Other air spaces such as sinus cavities and ears will equalise naturally on their own. In the event they do not, an occupant can experience what’s called a “reverse block”. The ascent will be halted allowing a little time to relieve the problem and then try again until we are able to reach the surface comfortably and safely. Bearing in mind that any individual has been breathing oxygen, and as such the oxygen in these air spaces has a far faster rate of absorption into tissue than inert gas, and it is consumed rather than than simply existing in solution. The ascent is slow enough for this to absorb entirely before becoming a serious problem. Any major signs of lung, airway or chest congestion or airway obstruction on the day will almost certainly exclude you from that treatment though. Basically, if we don’t think we can bring you out safely we won’t let you in. We’ll show you how the control panel works instead, and you can talk to all the Major Tom’s inside from ground control.
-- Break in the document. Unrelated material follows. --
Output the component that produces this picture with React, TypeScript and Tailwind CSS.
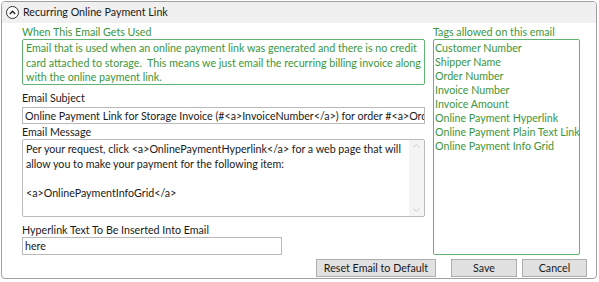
import React from 'react';

const font = { fontFamily: 'Lato, "Open Sans", sans-serif' };

const tags = [
  'Customer Number',
  'Shipper Name',
  'Order Number',
  'Invoice Number',
  'Invoice Amount',
  'Online Payment Hyperlink',
  'Online Payment Plain Text Link',
  'Online Payment Info Grid',
];

const App = () => {
  return (
    <div className="w-[599px] h-[282px] bg-white text-[10.7px] text-[#1a1a1a]" style={font}>
      <div className="absolute left-[1px] top-[1px] w-[596px] h-[278px] border border-[#a0a0a0] rounded-[4px] overflow-hidden flex flex-col">
        {/* Header */}
        <div className="h-[21px] bg-[#f0f0f0] flex items-center pl-[4px] gap-[4px] shrink-0">
          <span className="w-[13px] h-[13px] rounded-full border border-[#333] bg-white flex items-center justify-center">
            <svg width="7" height="5" viewBox="0 0 7 5">
              <path d="M0.8 4 L3.5 1.3 L6.2 4" fill="none" stroke="#222" strokeWidth="1.4" />
            </svg>
          </span>
          <span className="text-[10.7px]">Recurring Online Payment Link</span>
        </div>

        {/* Body */}
        <div className="flex gap-[8px] pl-[20px] pt-[2px]">
          <div className="w-[403px] flex flex-col">
            <div className="h-[14px] leading-[14px] text-[#3b963b]">When This Email Gets Used</div>
            <div className="h-[46px] border border-[#62b273] rounded-[2px] px-[3px] pt-[1px] leading-[14.5px] text-[#3b963b]">
              Email that is used when an online payment link was generated and there is no credit card attached to storage.&nbsp; This means we just email the recurring billing invoice along with the online payment link.
            </div>
            <div className="mt-[4px] h-[18px] leading-[18px]">Email Subject</div>
            <div className="h-[17px] border border-[#b9b9b9] px-[2px] leading-[15px] whitespace-nowrap overflow-hidden">
              Online Payment Link for Storage Invoice (#&lt;a&gt;InvoiceNumber&lt;/a&gt;) for order #&lt;a&gt;Ord
            </div>
            <div className="h-[15px] leading-[15px]">Email Message</div>
            <div className="h-[78px] border border-[#b9b9b9] rounded-[2px] flex">
              <div className="flex-1 px-[3px] pt-[2px] leading-[14.5px]">
                Per your request, click &lt;a&gt;OnlinePaymentHyperlink&lt;/a&gt; for a web page that will allow you to make your payment for the following item:
                <br />
                <br />
                &lt;a&gt;OnlinePaymentInfoGrid&lt;/a&gt;
              </div>
              <div className="w-[15px] bg-[#f4f4f4] flex flex-col justify-between items-center py-[4px]">
                <svg width="7" height="4" viewBox="0 0 7 4">
                  <path d="M0.5 3.5 L3.5 0.5 L6.5 3.5" fill="none" stroke="#c8c8c8" strokeWidth="1" />
                </svg>
                <svg width="7" height="4" viewBox="0 0 7 4">
                  <path d="M0.5 0.5 L3.5 3.5 L6.5 0.5" fill="none" stroke="#c8c8c8" strokeWidth="1" />
                </svg>
              </div>
            </div>
            <div className="mt-[5px] h-[15px] leading-[15px]">Hyperlink Text To Be Inserted Into Email</div>
            <div className="w-[260px] h-[18px] border border-[#b9b9b9] px-[2px] leading-[16px]">here</div>
          </div>

          <div className="w-[147px] flex flex-col">
            <div className="h-[14px] leading-[14px] text-[#3b963b]">Tags allowed on this email</div>
            <div className="h-[216px] border border-[#62b273] rounded-[2px] px-[1px] pt-[1px] leading-[14px] text-[#3b963b]">
              {tags.map((t) => (
                <div key={t} className="whitespace-nowrap">{t}</div>
              ))}
            </div>
          </div>
        </div>

        {/* Buttons */}
        <div className="flex justify-end pr-[9px] mt-[4px]">
          <button className="w-[120px] h-[18px] bg-[#e1e1e1] border border-[#adadad] text-[10.7px] leading-[16px]">Reset Email to Default</button>
          <button className="ml-[15px] w-[66px] h-[18px] bg-[#e1e1e1] border border-[#adadad] text-[10.7px] leading-[16px]">Save</button>
          <button className="ml-[5px] w-[65px] h-[18px] bg-[#e1e1e1] border border-[#adadad] text-[10.7px] leading-[16px]">Cancel</button>
        </div>
      </div>
    </div>
  );
};

export default App;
Following this, you go on your merry way until the next treatment. We ask you not to smoke for 30 minutes after a treatment. Indeed, as it applies to smoking anywhere near a chamber that is venting pure oxygen via the overboard dump. Your lungs will be full of oxygen and it takes a while to replace all that O2 with normal air again. Your clothes may also be a little “enriched” from the experience. They too “off-gas” in the same way people do. Porous fabric absorbs any oxygen it may come in contact with from incidental spillage from masks, give the fabric time to “off-gas” before lighting up. As you know, oxygen supports combustion. Many units may give you pocket-less scrubs to wear in the chamber for this purpose, among other reasons.
You will then probably enjoy the best night’s sleep ever. Explained in a little more detail in SLEEP – THE ELIXIR OF LIFE.
And that’s about it, although we took the long way around. It’s great fun and builds comradery among the folk that make use of chamber therapy.